BENG514 Cancer Biology and Treatment
Provides an integrated lecture series summarizing current knowledge in cancer biology and integrating current literature with basic concepts. Topics include molecular mechanisms of cancer initiation, progression and metastasis, signal transduction, types of cancer, pathology, sources of carcinogens, genetic and epigenetic mechanisms and consequences, therapeutic resistance, cancer markers and therapeutic targets, statistics of incidence/survival, Students will learn to use online databases to develop independent strategies for analyzing datasets. There will be several writing assignments and in class oral presentations of research articles.

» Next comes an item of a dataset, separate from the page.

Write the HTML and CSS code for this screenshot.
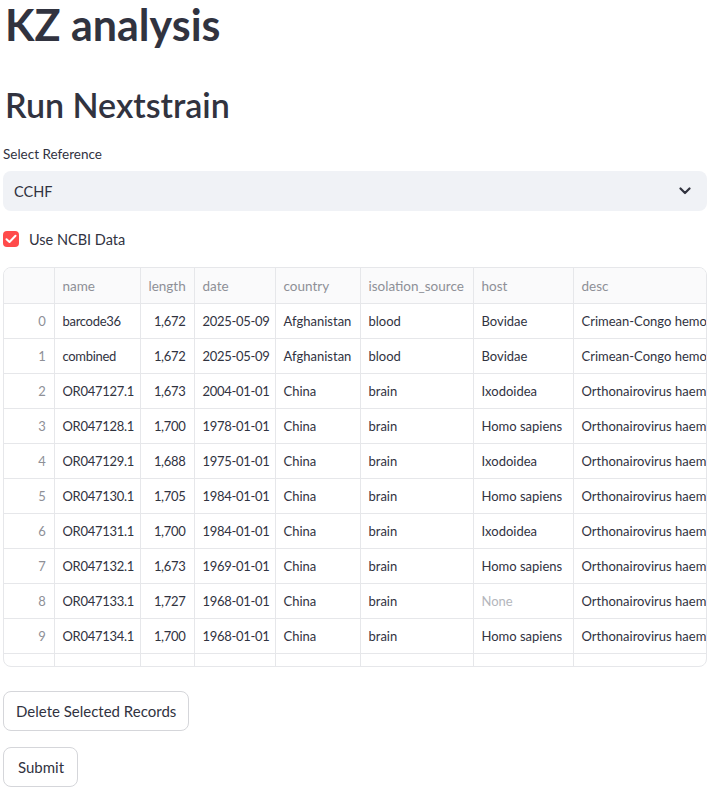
FILE: index.html
```html
<!DOCTYPE html>
<html>
<head>
<meta charset="utf-8">
<link rel="stylesheet" href="styles.css">
</head>
<body>
<main class="page">
  <h1 class="title">KZ analysis</h1>
  <h2 class="subtitle">Run Nextstrain</h2>

  <div class="field">
    <label class="field-label">Select Reference</label>
    <div class="select">
      <span class="select-value">CCHF</span>
      <svg class="chevron" width="12" height="8" viewBox="0 0 12 8"><path d="M1.5 1.5 L6 6 L10.5 1.5" fill="none" stroke="#31333f" stroke-width="2.2" stroke-linecap="round" stroke-linejoin="round"/></svg>
    </div>
  </div>

  <label class="check">
    <span class="check-box"><svg width="12" height="10" viewBox="0 0 12 10"><path d="M1.5 5.2 L4.5 8 L10.5 1.8" fill="none" stroke="#fff" stroke-width="2" stroke-linecap="round" stroke-linejoin="round"/></svg></span>
    <span class="check-label">Use NCBI Data</span>
  </label>

  <div class="grid-wrap">
    <table class="grid">
      <colgroup>
        <col class="c-idx"><col class="c-name"><col class="c-len"><col class="c-date"><col class="c-country"><col class="c-iso"><col class="c-host"><col class="c-desc">
      </colgroup>
      <thead>
        <tr><th></th><th>name</th><th>length</th><th>date</th><th>country</th><th>isolation_source</th><th>host</th><th>desc</th></tr>
      </thead>
      <tbody>
        <tr><td class="idx">0</td><td class="tight">barcode36</td><td class="num">1,672</td><td class="tight">2025-05-09</td><td>Afghanistan</td><td>blood</td><td>Bovidae</td><td>Crimean-Congo hemorrhagic fever virus isolate barcode36 segment S</td></tr>
        <tr><td class="idx">1</td><td class="tight">combined</td><td class="num">1,672</td><td class="tight">2025-05-09</td><td>Afghanistan</td><td>blood</td><td>Bovidae</td><td>Crimean-Congo hemorrhagic fever virus combined segment S</td></tr>
        <tr><td class="idx">2</td><td class="tight">OR047127.1</td><td class="num">1,673</td><td class="tight">2004-01-01</td><td>China</td><td>brain</td><td>Ixodoidea</td><td>Orthonairovirus haemorrhagiae isolate segment S, complete sequence</td></tr>
        <tr><td class="idx">3</td><td class="tight">OR047128.1</td><td class="num">1,700</td><td class="tight">1978-01-01</td><td>China</td><td>brain</td><td>Homo sapiens</td><td>Orthonairovirus haemorrhagiae isolate segment S, complete sequence</td></tr>
        <tr><td class="idx">4</td><td class="tight">OR047129.1</td><td class="num">1,688</td><td class="tight">1975-01-01</td><td>China</td><td>brain</td><td>Ixodoidea</td><td>Orthonairovirus haemorrhagiae isolate segment S, complete sequence</td></tr>
        <tr><td class="idx">5</td><td class="tight">OR047130.1</td><td class="num">1,705</td><td class="tight">1984-01-01</td><td>China</td><td>brain</td><td>Homo sapiens</td><td>Orthonairovirus haemorrhagiae isolate segment S, complete sequence</td></tr>
        <tr><td class="idx">6</td><td class="tight">OR047131.1</td><td class="num">1,700</td><td class="tight">1984-01-01</td><td>China</td><td>brain</td><td>Ixodoidea</td><td>Orthonairovirus haemorrhagiae isolate segment S, complete sequence</td></tr>
        <tr><td class="idx">7</td><td class="tight">OR047132.1</td><td class="num">1,673</td><td class="tight">1969-01-01</td><td>China</td><td>brain</td><td>Homo sapiens</td><td>Orthonairovirus haemorrhagiae isolate segment S, complete sequence</td></tr>
        <tr><td class="idx">8</td><td class="tight">OR047133.1</td><td class="num">1,727</td><td class="tight">1968-01-01</td><td>China</td><td>brain</td><td class="none">None</td><td>Orthonairovirus haemorrhagiae isolate segment S, complete sequence</td></tr>
        <tr><td class="idx">9</td><td class="tight">OR047134.1</td><td class="num">1,700</td><td class="tight">1968-01-01</td><td>China</td><td>brain</td><td>Homo sapiens</td><td>Orthonairovirus haemorrhagiae isolate segment S, complete sequence</td></tr>
        <tr class="partial"><td class="idx">10</td><td class="tight">OR047135.1</td><td class="num">1,670</td><td class="tight">2019-01-01</td><td>Afghanistan</td><td>blood</td><td>Hyalomma</td><td>Orthonairovirus haemorrhagiae isolate segment S, complete sequence</td></tr>
      </tbody>
    </table>
  </div>

  <div class="actions">
    <button class="btn">Delete Selected Records</button>
    <button class="btn btn-submit">Submit</button>
  </div>
</main>
</body>
</html>
```

FILE: styles.css
```css
html, body {
  margin: 0;
  padding: 0;
  background: #ffffff;
}

body {
  font-family: Lato, "Liberation Sans", sans-serif;
  color: #31333f;
  overflow: hidden;
}

.page {
  padding: 0 5px 0 3px;
}

.title {
  margin: 0;
  padding: 0 0 0 2px;
  font-size: 43px;
  line-height: 50px;
  font-weight: 700;
}

.subtitle {
  margin: 35px 0 0 0;
  padding-left: 2px;
  font-size: 34px;
  line-height: 40px;
  font-weight: 600;
}

.field {
  margin-top: 19px;
  display: flex;
  flex-direction: column;
}

.field-label {
  font-size: 13.5px;
  line-height: 20px;
  height: 20px;
}

.select {
  margin-top: 7px;
  height: 40px;
  background: #f0f2f6;
  border-radius: 8px;
  display: flex;
  align-items: center;
  justify-content: space-between;
  padding: 0 16px 0 11px;
}

.select-value {
  font-size: 14.5px;
}

.check {
  margin-top: 16px;
  height: 24px;
  display: flex;
  align-items: center;
  gap: 10px;
}

.check-box {
  width: 16px;
  height: 16px;
  background: #ff4b4b;
  border-radius: 4px;
  display: flex;
  align-items: center;
  justify-content: center;
}

.check-label {
  font-size: 14.5px;
}

.grid-wrap {
  margin-top: 16px;
  height: 398px;
  border: 1px solid #e6e7ea;
  border-radius: 8px;
  overflow: hidden;
}

.grid {
  border-collapse: collapse;
  table-layout: fixed;
  width: 1000px;
  font-size: 13px;
}

.c-idx { width: 50px; }
.c-name { width: 86px; }
.c-len { width: 54px; }
.c-date { width: 81px; }
.c-country { width: 85px; }
.c-iso { width: 113px; }
.c-host { width: 100px; }
.c-desc { width: 431px; }

.grid th,
.grid td {
  border-right: 1px solid #e6e7ea;
  border-bottom: 1px solid #e6e7ea;
  padding: 0 8px;
  white-space: nowrap;
  overflow: hidden;
  text-align: left;
}

.grid th {
  height: 35px;
  font-size: 13.5px;
  font-weight: 400;
  color: #8e9097;
  background: #fafafb;
}

.grid td {
  height: 34px;
}

.grid tr.partial td {
  vertical-align: top;
  padding-top: 9px;
}

.grid td.tight,
.grid td.num,
.grid td.idx {
  letter-spacing: -0.3px;
}

.grid td.idx {
  text-align: right;
  color: #8e9097;
}

.grid td.num {
  text-align: right;
}

.grid td.none {
  color: #b4b6bc;
}

.actions {
  margin-top: 24px;
  display: flex;
  flex-direction: column;
  align-items: flex-start;
  gap: 16px;
}

.btn {
  height: 40px;
  padding: 0 12px;
  font-family: Lato, "Liberation Sans", sans-serif;
  font-size: 15px;
  color: #31333f;
  background: #ffffff;
  border: 1px solid #d5d6da;
  border-radius: 8px;
}

.btn-submit {
  padding: 0 13px 0 14px;
}
```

BENG515 Introduction to Tissue Engineering
Description of tissue engineering. Fundamentals; importance of cell-scaffold-biosignal molecule integration. Scaffold characteristics, general design criteria will be covered. Selection of cell sources and stem cells, in vitro culture conditions, and tissue engineered products and problems in their clinical utilization will be discussed. Organ tissue engineering.
BENG517 Polymeric Biomaterials
Basics of polymer structure. Classification of polymers by source, chemistry, shape, end-use, etc. Natural and synthetic polymers. Criteria of polymer type selection. Types of natural polymers, structures, isolation-purification, applications (chitosan, alginate, cellulose, collagen, starch, gelatin); types of synthetic polymers, synthesis-purification, applications (biodegradable polymers, silicones, PET, PTFE, PU, polyamides, acrylate-based polymers). Applications of biomedical polymers; dental, orthopedical applications, adhesives, sutures, vascular grafts, wound dressings, controlled release materials, carriers for drug/gene delivery.
Description and history of biomaterials. Criteria for the success of a biomaterial. Biocompatibility definition. Classification and general application types will be discussed. Biomaterials surface characteristics, investigation techniques: FTIR-ATR, SEM, surface tension, ESCA, etc. Mechanical properties and measurement, optical and diffusion properties. Material types, advantages and disadvantages: metals, ceramics, composites, polymers. Material fabrication techniques. Material- tissue interaction; coagulation, immune response, foreign body reaction. Discussion of a biomaterial journey: from lab to body.
BENG521 Biomedical Electronics
Introduction of biomedical system. Principle and design of various biomedical devices such as pacemaker, EEG, ECG, EMG, ve ICU equipment, diagnostic imaging devices, blood bank monitor, CT, MRI, mammography, ultrasound, endoscope, confocal microscope, multiphoton flourescent microscope.
BENG524 Materials Design and Fabrication for Tissue Engineering
Description of a tissue engineering scaffold; characteristics of an ideal scaffold. Cells, scaffold, biosignal molecules relationship. Design criteria of a scaffold; material selection. Methods for scaffold fabrication: salt leaching, ice-particle leaching, gas-foaming, particle aggregation, freeze drying, thermally induced phase separation, centrifugation, supercritical carbon dioxide, fiber production, electrospinning, solid freeform fabrication, 3D printing. Bioplotter. nanopatterning, microcontact printing.